I represent a 501(c)(3) that has a charitable mission of the prevention of cruelty to animals. They trap/neuter and release feral cats and have adoption services. But they also provide non-cosmetic veterinary services at fair market value to the community at large. Can they provide these veterinary services at full rate or does it need to be "low cost" service below market rate. I am worried about unrelated business income tax. I cannot find any IRS Letter Rulings on this.
Your concern about unrelated business income tax (UBIT) is a valid one because it could cost the organization its 501(c)(3) exemption if it the income is unrelated and substantial. (See Ready Reference Page: “Nonprofit Often Worry about UBIT”) Whether those services would create unrelated business taxable income (UBTI) and require payment of UBIT probably depends on the purpose for which the organization is exempt.
You are correct that the IRS has a dim view of providing general commercial services at fair market value, such as business consulting services to nonprofits hoping to operate more efficiently, and frequently rules that they are not charitable services. But they more often tolerate fair market value charges for services, like admission to the orchestra, tuition at the private school, or the cost of books from a religious book publishing company, that they deem central to the charitable purpose of the organization.
The IRS considered questions like yours in three non-binding, non-precedential and perhaps somewhat inconsistent Technical Advice Memoranda about 40 years ago when it was issuing public guidance through these publications. In TAM 8303001 it found unrelated business taxable income for an anti-cruelty organization that was exempt only to provide anti-cruelty services but also provided general veterinary services. In TAM 8450006 and TAM 8501002 it found no unrelated business taxable income for organizations exempt to provide anti-cruelty services and other services to animals.
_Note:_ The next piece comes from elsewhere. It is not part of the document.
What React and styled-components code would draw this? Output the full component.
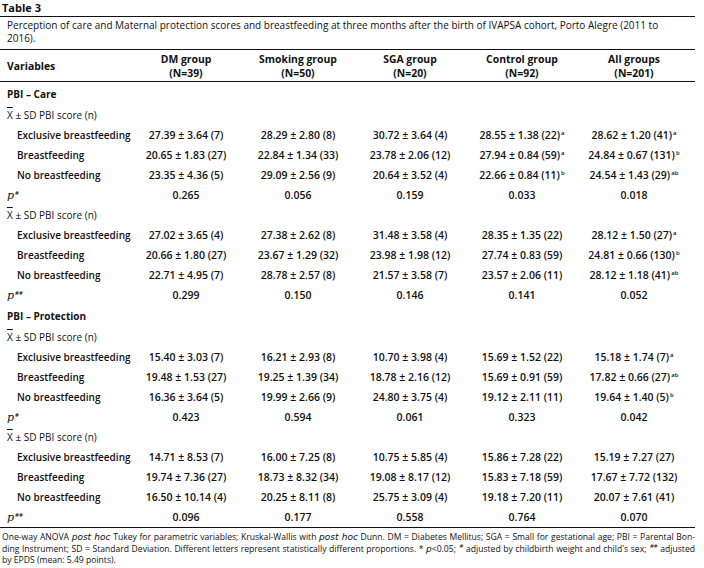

Check the organization’s Form 1023 application for recognition of exemption to see what it told the IRS it would do when it sought its (c)(3) status. If it doesn’t say anything about general veterinary services and you think you may fall on the other side of the not-so-bright line the IRS drew nearly 40 years ago or can’t modify your activities to be on the right side of the line, you may want to notify the IRS now in the “new program services” question in Part III of the next Form 990. There isn’t really any other way to modify your scope of exemption. If the IRS doesn’t object, you have the basis for arguing that the veterinary services are part of your exempt purposes. It is not a perfect solution, but may be worth considering if you didn’t tell the IRS earlier that you are doing this activity.